MemoryPressure is a standard Kubernetes condition indicating the node is experiencing memory pressure (low available memory).

N/A

None

NetworkingReady

NetworkingReady indicates whether the node’s networking stack is functioning correctly (interfaces, routing, connectivity).

30m

Replace

StorageReady

StorageReady indicates whether the node’s storage subsystem is functioning correctly (disks, filesystems, I/O).

30m

Replace

Ready

Ready is the standard Kubernetes condition indicating the node is healthy and ready to accept pods.

30m

Replace

EKS automatic node repair actions are disabled in the following scenarios by default. In-progress node repair actions continue in each scenario. See Configure automatic node repair for how to override these default settings.

EKS managed node groups

  • The node group has more than five nodes and more than 20% of the nodes in the node group are unhealthy.

  • A zonal shift for your cluster triggers through the Application Recovery Controller (ARC).

EKS Auto Mode and Karpenter

  • More than 20% of the nodes in the NodePool are unhealthy.

  • For standalone NodeClaims, 20% of nodes in the cluster are unhealthy.

Configure automatic node repair

Automatic node repair cannot be configured when using EKS Auto Mode and it is always enabled with the same default settings as Karpenter.

Karpenter

To use automatic node repair with Karpenter, enable the feature gate NodeRepair=true. You can enable the feature gates through the --feature-gates CLI option or the FEATURE_GATES environment variable in the Karpenter deployment. For more information, see the Karpenter documentation.

Managed node groups

You can enable automatic node repair when creating new EKS managed node groups or by updating existing EKS managed node groups.

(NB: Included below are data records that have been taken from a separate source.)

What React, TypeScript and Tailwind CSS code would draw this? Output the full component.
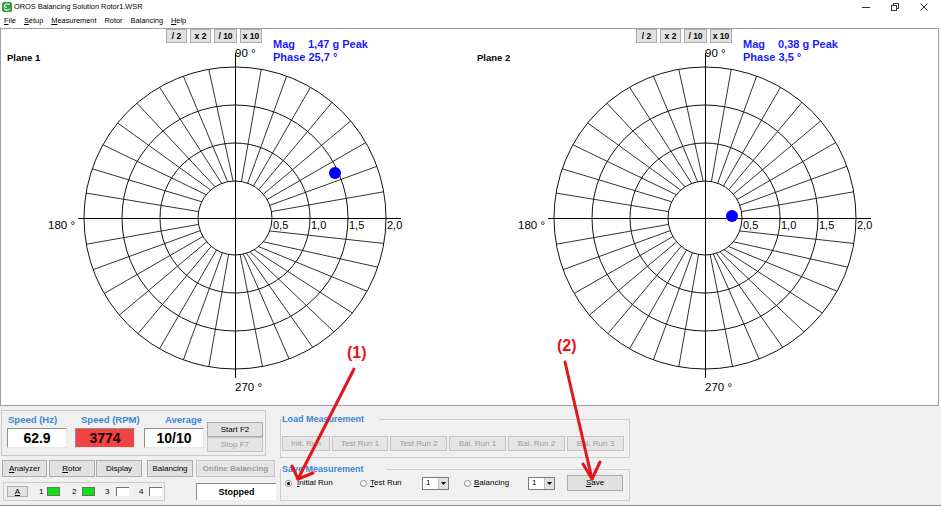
import React from 'react';

// spokes of the polar grid: [angle on inner ring, angle on outer ring]
const SPOKES: [number, number][] = [
  [10, 10], [20, 20], [30, 30], [40, 40], [50, 50], [60, 60], [70, 70], [80, 80],
  [93, 100], [101.5, 110], [111, 120], [122.5, 130.5], [131, 141], [141, 151], [154, 161], [170, 170.5],
  [190, 190], [200, 200], [210, 210], [220, 220], [230, 230], [240, 240], [250, 250], [260, 260],
  [278, 280.5], [283, 291], [288, 301], [294, 311], [301, 321], [309.5, 331], [320, 341], [339.5, 350.3],
];
const RINGS = [37, 75, 113, 151];

function PolarPlot({ dot }: { dot: [number, number] }) {
  const cx = 234;
  const cy = 189;
  const p = (r: number, a: number) => [cx + r * Math.cos((a * Math.PI) / 180), cy - r * Math.sin((a * Math.PI) / 180)];
  return (
    <svg width="470" height="376" className="block" fontFamily="Liberation Sans, Arial, sans-serif">
      {SPOKES.map(([a, b], i) => {
        const [x1, y1] = p(RINGS[0], a);
        const [x2, y2] = p(RINGS[3], b);
        return <line key={i} x1={x1} y1={y1} x2={x2} y2={y2} stroke="#333" strokeWidth="1" />;
      })}
      {RINGS.map((r) => (
        <circle key={r} cx={cx} cy={cy} r={r} fill="none" stroke="#111" strokeWidth="1" />
      ))}
      <line x1={cx + 0.5} y1="24" x2={cx + 0.5} y2="349" stroke="#000" strokeWidth="1" />
      <line x1="77" y1={cy + 0.5} x2="400" y2={cy + 0.5} stroke="#000" strokeWidth="1" />
      <text x={cx} y="28" fontSize="11.5" fill="#000">90 °</text>
      <text x="47" y="200" fontSize="11.5" fill="#000">180 °</text>
      <text x={cx} y="362" fontSize="11.5" fill="#000">270 °</text>
      <text x="272" y="200" fontSize="11" fill="#000">0,5</text>
      <text x="310" y="200" fontSize="11" fill="#000">1,0</text>
      <text x="348" y="200" fontSize="11" fill="#000">1,5</text>
      <text x="386" y="200" fontSize="11" fill="#000">2,0</text>
      <circle cx={dot[0]} cy={dot[1]} r="6" fill="#0000ff" />
    </svg>
  );
}

function ZoomBtn({ label, w }: { label: string; w: string }) {
  return (
    <div className={`${w} h-[14px] bg-[#e1e1e1] border border-[#adadad] flex items-center justify-center text-[8.5px] font-bold text-black leading-none`}>
      {label}
    </div>
  );
}

function Plane({ name, mag, phase, dot }: { name: string; mag: string; phase: string; dot: [number, number] }) {
  return (
    <div className="relative w-[470px] h-[376px] shrink-0">
      <PolarPlot dot={dot} />
      <div className="absolute top-0 left-0 flex items-start">
        <span className="w-[165px] shrink-0 pl-[6px] mt-[23px] text-[9.5px] font-bold leading-[11px] text-black">{name}</span>
        <div className="flex gap-[3px]">
          <ZoomBtn label="/ 2" w="w-[21px]" />
          <ZoomBtn label="x 2" w="w-[21px]" />
          <ZoomBtn label="/ 10" w="w-[23px]" />
          <ZoomBtn label="x 10" w="w-[22px]" />
        </div>
        <div className="ml-[11px] mt-[9px] text-[11px] font-bold leading-[13px] text-[#1a1aff] whitespace-nowrap">
          <div>
            <span className="mr-[13px]">Mag</span>
            {mag}
          </div>
          <div>Phase {phase}</div>
        </div>
      </div>
    </div>
  );
}

function Btn({ children, className = '', disabled = false }: { children: React.ReactNode; className?: string; disabled?: boolean }) {
  return (
    <div
      className={`flex items-center justify-center text-[8px] leading-none whitespace-nowrap shrink-0 ${
        disabled ? 'bg-[#e5e5e5] border border-[#c4c4c4] text-[#9c9c9c]' : 'bg-[#e1e1e1] border border-[#adadad] text-black'
      } ${className}`}
    >
      {children}
    </div>
  );
}

function Radio({ checked = false }: { checked?: boolean }) {
  return (
    <div className="w-[7px] h-[7px] rounded-full border border-[#8a8a8a] bg-white flex items-center justify-center shrink-0">
      {checked && <div className="w-[3px] h-[3px] rounded-full bg-black" />}
    </div>
  );
}

function Combo() {
  return (
    <div className="w-[27px] h-[13px] bg-white border border-[#7a7a7a] flex items-center shrink-0">
      <span className="flex-1 pl-[3px] text-[8px] leading-none">1</span>
      <div className="w-[10px] h-[11px] bg-[#e1e1e1] border-l border-[#c0c0c0] flex items-center justify-center">
        <svg width="5" height="3" viewBox="0 0 5 3">
          <path d="M0 0 H5 L2.5 3 Z" fill="#000" />
        </svg>
      </div>
    </div>
  );
}

function SpeedField({ label, labelIndent, value, red = false }: { label: string; labelIndent: string; value: string; red?: boolean }) {
  return (
    <div className="w-[60px] shrink-0 flex flex-col">
      <span className={`${labelIndent} mt-[4px] h-[9px] text-[9.5px] font-bold leading-[9px] text-[#3d85d6] whitespace-nowrap`}>{label}</span>
      <div
        className={`mt-[4px] w-[60px] h-[20px] flex items-center justify-center text-[14px] font-bold leading-none border-t border-l border-[#8f8f8f] border-r border-b border-r-[#e8e8e8] border-b-[#e8e8e8] ${
          red ? 'bg-[#f04444] text-[#1a0000]' : 'bg-white text-black'
        }`}
      >
        {value}
      </div>
    </div>
  );
}

export default function App() {
  return (
    <div className="relative w-[941px] h-[506px] overflow-hidden bg-white font-['Liberation_Sans',Arial,sans-serif] text-black select-none">
      {/* Title bar */}
      <div className="h-[14px] flex items-center">
        <svg width="10" height="10" viewBox="0 0 10 10" className="ml-[2px]">
          <rect width="10" height="10" rx="2" fill="#2f9e3a" />
          <path d="M7.5 3 C6.5 1.6 3 1.6 2.4 3.6 C2 5 3.5 5.4 5 5.2 M2.4 6.8 C3.5 8.6 7 8.4 7.6 6.6" stroke="#fff" strokeWidth="1.2" fill="none" />
        </svg>
        <span className="ml-[2px] text-[7.4px] leading-none">OROS Balancing Solution Rotor1.WSR</span>
        <div className="ml-auto flex items-center gap-[21px] pr-[13px]">
          <svg width="8" height="8" viewBox="0 0 8 8">
            <line x1="0" y1="4.5" x2="8" y2="4.5" stroke="#333" />
          </svg>
          <svg width="8" height="8" viewBox="0 0 8 8">
            <rect x="0.5" y="2.5" width="5" height="5" fill="none" stroke="#333" />
            <path d="M2.5 2.5 V0.5 H7.5 V5.5 H5.5" fill="none" stroke="#333" />
          </svg>
          <svg width="8" height="8" viewBox="0 0 8 8">
            <path d="M0.5 0.5 L7.5 7.5 M7.5 0.5 L0.5 7.5" stroke="#333" />
          </svg>
        </div>
      </div>

      {/* Menu bar */}
      <div className="h-[14px] flex items-center gap-[8px] pl-[4px] text-[7.4px] leading-none">
        <span><u>F</u>ile</span>
        <span><u>S</u>etup</span>
        <span><u>M</u>easurement</span>
        <span>Rotor</span>
        <span>Balancing</span>
        <span><u>H</u>elp</span>
      </div>

      {/* Plot area */}
      <div className="w-[939px] h-[378px] border border-[#a0a0a0] bg-white flex">
        <Plane name="Plane 1" mag="1,47 g Peak" phase="25,7 °" dot={[334, 144]} />
        <Plane name="Plane 2" mag="0,38 g Peak" phase="3,5 °" dot={[261, 187]} />
      </div>

      {/* Control panel */}
      <div className="h-[100px] bg-[#f0f0f0] flex border-b border-[#8a8a8a]">
        <div className="w-[279px] flex flex-col shrink-0">
          <div className="ml-[1px] mt-[4px] w-[265px] h-[46px] border border-[#cbcbcb] flex">
            <div className="ml-[5px]">
              <SpeedField label="Speed (Hz)" labelIndent="ml-[1px]" value="62.9" />
            </div>
            <div className="ml-[8px]">
              <SpeedField label="Speed (RPM)" labelIndent="ml-[6px]" value="3774" red />
            </div>
            <div className="ml-[9px]">
              <SpeedField label="Average" labelIndent="ml-[21px]" value="10/10" />
            </div>
            <div className="flex flex-col ml-[3px] mt-[11px]">
              <Btn className="w-[56px] h-[15px]">Start F2</Btn>
              <Btn className="w-[56px] h-[15px]" disabled>Stop F7</Btn>
            </div>
          </div>

          <div className="flex mt-[4px] h-[17px]">
            <Btn className="ml-[2px] w-[45px]"><u>A</u>nalyzer</Btn>
            <Btn className="ml-[2px] w-[46px]"><u>R</u>otor</Btn>
            <Btn className="ml-[1px] w-[46px]">Display</Btn>
            <Btn className="ml-[5px] w-[46px]">Balancin<u>g</u></Btn>
            <Btn className="ml-[3px] w-[79px] font-bold" disabled>Online Balancing</Btn>
          </div>

          <div className="flex mt-[5px]">
            <div className="ml-[3px] w-[162px] h-[19px] border border-[#cbcbcb] flex items-center text-[8px] leading-none">
              <Btn className="ml-[3px] w-[21px] h-[11px]"><u>A</u></Btn>
              <span className="ml-[11px] w-[8px]">1</span>
              <div className="w-[13px] h-[9px] bg-[#10e010] border border-[#6f6f6f]" />
              <span className="ml-[12px] w-[10px]">2</span>
              <div className="w-[13px] h-[9px] bg-[#10e010] border border-[#6f6f6f]" />
              <span className="ml-[10px] w-[11px]">3</span>
              <div className="w-[13px] h-[9px] bg-white border-t border-l border-[#6f6f6f]" />
              <span className="ml-[10px] w-[10px]">4</span>
              <div className="w-[13px] h-[9px] bg-white border-t border-l border-[#6f6f6f]" />
            </div>
            <div className="ml-[31px] mt-[1px] w-[80px] h-[17px] bg-white border-t border-l border-[#8f8f8f] flex items-center justify-center text-[9px] font-bold leading-none">
              Stopped
            </div>
          </div>
        </div>

        <div className="w-[350px] ml-[1px] flex flex-col shrink-0">
          <fieldset className="mt-[8px] border border-[#cfcfcf] pb-[6px]">
            <legend className="ml-[1px] pr-[15px] text-[9px] font-bold leading-[10px] text-[#3d85d6]">Load Measurement</legend>
            <div className="flex gap-[2px] mt-[12px] ml-[1px]">
              <Btn className="w-[48px] h-[15px]" disabled>Init. Run</Btn>
              <Btn className="w-[56px] h-[15px]" disabled>Test Run 1</Btn>
              <Btn className="w-[57px] h-[15px]" disabled>Test Run 2</Btn>
              <Btn className="w-[57px] h-[15px]" disabled>Bal. Run 1</Btn>
              <Btn className="w-[57px] h-[15px]" disabled>Bal. Run 2</Btn>
              <Btn className="w-[57px] h-[15px]" disabled>Bal. Run 3</Btn>
            </div>
          </fieldset>
          <fieldset className="mt-[6px] border border-[#cfcfcf] pb-[9px]">
            <legend className="ml-[1px] pr-[22px] text-[9px] font-bold leading-[10px] text-[#3d85d6]">Save Measurement</legend>
            <div className="flex items-center h-[16px] mt-[1px] text-[8px] leading-none">
              <div className="ml-[4px]"><Radio checked /></div>
              <span className="ml-[5px] w-[63px]"><u>I</u>nitial Run</span>
              <Radio />
              <span className="ml-[3px] w-[52px]"><u>T</u>est Run</span>
              <Combo />
              <div className="ml-[15px]"><Radio /></div>
              <span className="ml-[3px] w-[54px]"><u>B</u>alancing</span>
              <Combo />
              <Btn className="ml-[12px] w-[56px] h-[16px]"><u>S</u>ave</Btn>
            </div>
          </fieldset>
        </div>
      </div>

      {/* Red annotations */}
      <svg className="absolute inset-0 pointer-events-none" width="941" height="506" fontFamily="Liberation Sans, Arial, sans-serif">
        <text x="347" y="358" fontSize="16" fontWeight="bold" fill="#e3161c">(1)</text>
        <text x="557" y="351" fontSize="16" fontWeight="bold" fill="#e3161c">(2)</text>
        <g stroke="#e3161c" strokeWidth="3" strokeLinecap="round" fill="none">
          <line x1="354" y1="369" x2="298" y2="479" />
          <path d="M292 466 L298 479 L313 473" strokeLinejoin="round" />
          <line x1="565" y1="362" x2="592" y2="479" />
          <path d="M583 464 L592 479 L600 462" strokeLinejoin="round" />
        </g>
      </svg>
    </div>
  );
}
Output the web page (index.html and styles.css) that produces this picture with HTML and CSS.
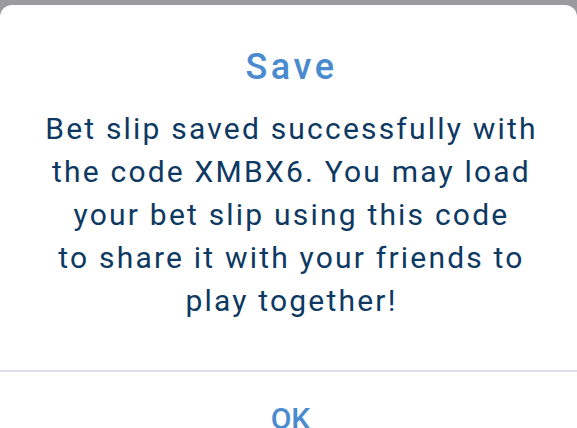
FILE: index.html
```html
<!DOCTYPE html>
<html>
<head>
<meta charset="utf-8">
<link rel="stylesheet" href="styles.css">
</head>
<body>
<div class="dialog">
  <h1 class="title">Save</h1>
  <p class="message">Bet slip saved successfully with<br>the code XMBX6. You may load<br>your bet slip using this code<br>to share it with your friends to<br>play together!</p>
  <div class="divider"></div>
  <div class="actions"><button class="ok">OK</button></div>
</div>
</body>
</html>
```
FILE: styles.css
```css
html, body {
  margin: 0;
  padding: 0;
  height: 100%;
}
body {
  background: #9b9b9d;
  font-family: Roboto, "Noto Sans", sans-serif;
  overflow: hidden;
}
.dialog {
  margin-top: 5px;
  background: #ffffff;
  border-radius: 12px 12px 0 0;
  height: calc(100% - 5px);
  display: flex;
  flex-direction: column;
  align-items: stretch;
  overflow: hidden;
}
.dialog > * {
  flex-shrink: 0;
}
.title {
  margin: 42px 0 0 6px;
  font-size: 36px;
  line-height: 40px;
  font-weight: 500;
  letter-spacing: 3.5px;
  color: #4a8bd0;
  text-align: center;
}
.message {
  margin: 20px 4px 0 10px;
  font-size: 30px;
  line-height: 43px;
  font-weight: 400;
  letter-spacing: 2.2px;
  color: #0d3962;
  text-align: center;
}
.divider {
  margin-top: 48px;
  height: 2px;
  background: #dedfe8;
}
.actions {
  display: flex;
  justify-content: center;
  padding-left: 4px;
}
.ok {
  margin-top: 29px;
  border: none;
  background: none;
  padding: 0;
  font-family: Roboto, "Noto Sans", sans-serif;
  font-size: 30px;
  line-height: 35px;
  font-weight: 500;
  color: #4a8bd0;
}
```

When using EKS managed node groups, you can control node auto repair behavior with the following settings.

To control when node auto repair stops taking action, set a threshold based on the number of unhealthy nodes in the node group. Set either the absolute count or percentage, but not both.

Setting Description

maxUnhealthyNodeThresholdCount

The absolute number of unhealthy nodes above which node auto repair stops. Use this to limit the scope of repairs.

maxUnhealthyNodeThresholdPercentage

The percentage of unhealthy nodes above which node auto repair stops (0-100).

To control how many nodes repair at the same time, you can configure repair parallelism. As with the unhealthy node threshold, set either the absolute count or percentage, but not both.

Setting Description

maxParallelNodesRepairedCount

The maximum number of nodes to repair concurrently.

maxParallelNodesRepairedPercentage

The maximum percentage of unhealthy nodes to repair concurrently (0-100).

With nodeRepairConfigOverrides, you can customize repair behavior for specific conditions. Use this when you need different repair actions or wait times for different issue types.

Each override requires all of the following fields:

Field Description

nodeMonitoringCondition

The node condition type reported by the node monitoring agent. For example: AcceleratedHardwareReady, NetworkingReady, StorageReady, KernelReady.

nodeUnhealthyReason

The specific reason code for the unhealthy condition. For example: NvidiaXID31Error, IPAMDNotRunning.

minRepairWaitTimeMins

The minimum time in minutes that the condition must persist before the node becomes eligible for repair. Use this to avoid repairing nodes for temporary issues.

repairAction

The action to take when conditions are met. Valid values: Replace (terminate and replace the node), Reboot (reboot the node), or NoAction (no repair actions).

The following AWS CLI example creates a node group with custom repair settings.

aws eks create-nodegroup \ --cluster-name my-cluster \ --nodegroup-name my-nodegroup \ --node-role arn:aws:iam::111122223333:role/NodeRole \ --subnets subnet-0123456789abcdef0 \ --node-repair-config '{ "enabled": true, "maxUnhealthyNodeThresholdPercentage": 10, "maxParallelNodesRepairedCount": 3, "nodeRepairConfigOverrides": [ { "nodeMonitoringCondition": "AcceleratedHardwareReady", "nodeUnhealthyReason": "NvidiaXID64Error", "minRepairWaitTimeMins": 5, "repairAction": "Replace" }, { "nodeMonitoringCondition": "AcceleratedHardwareReady", "nodeUnhealthyReason": "NvidiaXID31Error", "minRepairWaitTimeMins": 15, "repairAction": "NoAction" } ] }'

This configuration does the following:

  • Enables node auto repair

  • Stops repair actions when more than 10% of nodes are unhealthy

  • Repairs up to 3 nodes at a time

  • Overrides XID 64 errors (GPU memory remapping failure) to replace the node after 5 minutes. The default is reboot after 10 minutes.

  • Overrides XID 31 errors (GPU memory page fault) to take no action. The default is reboot after 10 minutes.